So already, July has less than twelve hours left. I'm not wishing it away, but I am aware that it's slipping away. And I'm wondering about August: will we in Massachusetts finally get some of the rain we so desperately need?
A couple of weeks ago while I was walking my usual salt marsh route on a hot but not oppressively hot mid-day, I saw a deer gingerly sipping the marsh's brackish water. That deer must have been really thirsty, I thought to myself. A beautiful animal, but not a beautiful sight.*
Meanwhile, I've been in a writing drought--thankfully, not the kind of drought that has dire consequences for the world.
Meanwhile, I've been in a writing drought--thankfully, not the kind of drought that has dire consequences for the world.

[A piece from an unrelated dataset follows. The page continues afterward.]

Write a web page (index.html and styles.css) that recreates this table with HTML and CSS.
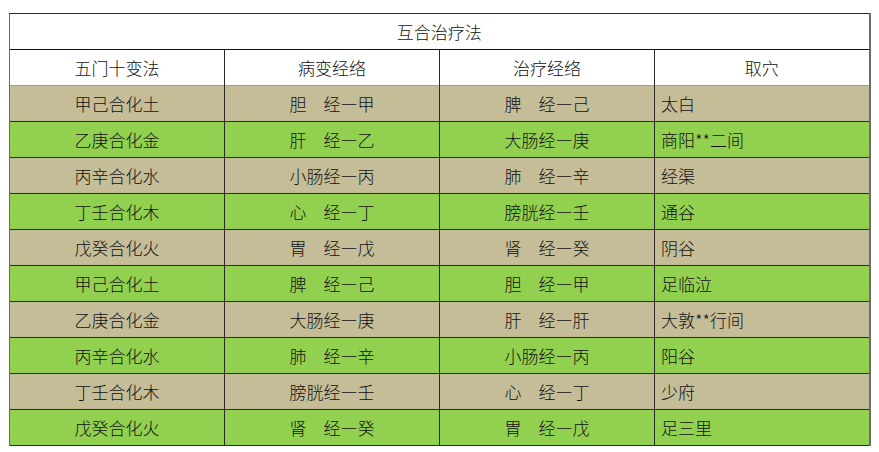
FILE: index.html
```html
<!DOCTYPE html>
<html lang="zh">
<head>
<meta charset="utf-8">
<link rel="stylesheet" href="styles.css">
</head>
<body>
<table class="tbl">
  <colgroup><col class="c"><col class="c"><col class="c"><col class="c"></colgroup>
  <tr class="title"><td colspan="4">互合治疗法</td></tr>
  <tr class="head"><td>五门十变法</td><td>病变经络</td><td>治疗经络</td><td>取穴</td></tr>
  <tr class="tan"><td>甲己合化土</td><td>胆　经—甲</td><td>脾　经—己</td><td class="l">太白</td></tr>
  <tr class="grn"><td>乙庚合化金</td><td>肝　经—乙</td><td>大肠经—庚</td><td class="l">商阳**二间</td></tr>
  <tr class="tan"><td>丙辛合化水</td><td>小肠经—丙</td><td>肺　经—辛</td><td class="l">经渠</td></tr>
  <tr class="grn"><td>丁壬合化木</td><td>心　经—丁</td><td>膀胱经—壬</td><td class="l">通谷</td></tr>
  <tr class="tan"><td>戊癸合化火</td><td>胃　经—戊</td><td>肾　经—癸</td><td class="l">阴谷</td></tr>
  <tr class="grn"><td>甲己合化土</td><td>脾　经—己</td><td>胆　经—甲</td><td class="l">足临泣</td></tr>
  <tr class="tan"><td>乙庚合化金</td><td>大肠经—庚</td><td>肝　经—肝</td><td class="l">大敦**行间</td></tr>
  <tr class="grn"><td>丙辛合化水</td><td>肺　经—辛</td><td>小肠经—丙</td><td class="l">阳谷</td></tr>
  <tr class="tan"><td>丁壬合化木</td><td>膀胱经—壬</td><td>心　经—丁</td><td class="l">少府</td></tr>
  <tr class="grn"><td>戊癸合化火</td><td>肾　经—癸</td><td>胃　经—戊</td><td class="l">足三里</td></tr>
</table>
</body>
</html>
```
FILE: styles.css
```css
html, body {
  margin: 0;
  padding: 0;
  background: #ffffff;
}
body {
  padding: 13px 0 0 9px;
  font-family: "Noto Sans CJK SC", "Noto Sans", sans-serif;
  font-size: 17px;
  font-weight: 300;
  color: #111111;
}
.tbl {
  border-collapse: collapse;
  table-layout: fixed;
  width: 859px;
  border-top: 1px solid #6b6b6b;
  border-left: 1px solid #6b6b6b;
  border-right: 2px solid #6b6b6b;
  border-bottom: 1px solid #2a2a2a;
}
.c { width: 215px; }
.tbl td {
  height: 35px;
  padding: 0 6px;
  text-align: center;
  vertical-align: middle;
  border-left: 1px solid #2a2a2a;
  border-top: 1px solid #2a2a2a;
  line-height: 20px;
  white-space: nowrap;
}
.tbl td.l { text-align: left; }
.title td {
  background: #ffffff;
  border-left: 1px solid #6b6b6b;
}
.head td {
  background: #ffffff;
  border-top: 1px solid #111111;
}
.tan td { background: #c4bd97; }
.grn td { background: #92d050; }
.tbl tr td:first-child { border-left-color: #6b6b6b; }
.tbl tr:nth-child(3) td { border-top: 1px solid #a0a0a0; }
```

I haven't been estranged from all writing: in fact, I've been reading other people's writing and really appreciating and enjoying it. Monique Roffey's The Mermaid of Black Conch, Amor Towles' The Lincoln Highway, and Ann Patchett's These Precious Days are all books that I'd recommend. All very different, and no evidence of drought to be found in any them.
As far as my own writing goes, I did start several blog posts in these last couple of months, but after poking at them so much that whatever moisture they contained drained out of them, I abandoned them. I was equally hard on two poems I began: I didn't feel so much that I was working on them as that I had taken early versions of them hostage and tormented them over a period of several weeks. Thanks to my poetry writing group's interventions, they survived. Who knows? Maybe at some point they'll thrive. My own poetic thriving has been more of an open question.
As July ends, I'm hoping and praying for a wetter August. I'm also hoping to write myself out of my personal drought. This blog, arid as it is, is a first step.
* The little research I did says deer can and do adapt to brackish water if they must, but they prefer fresh water.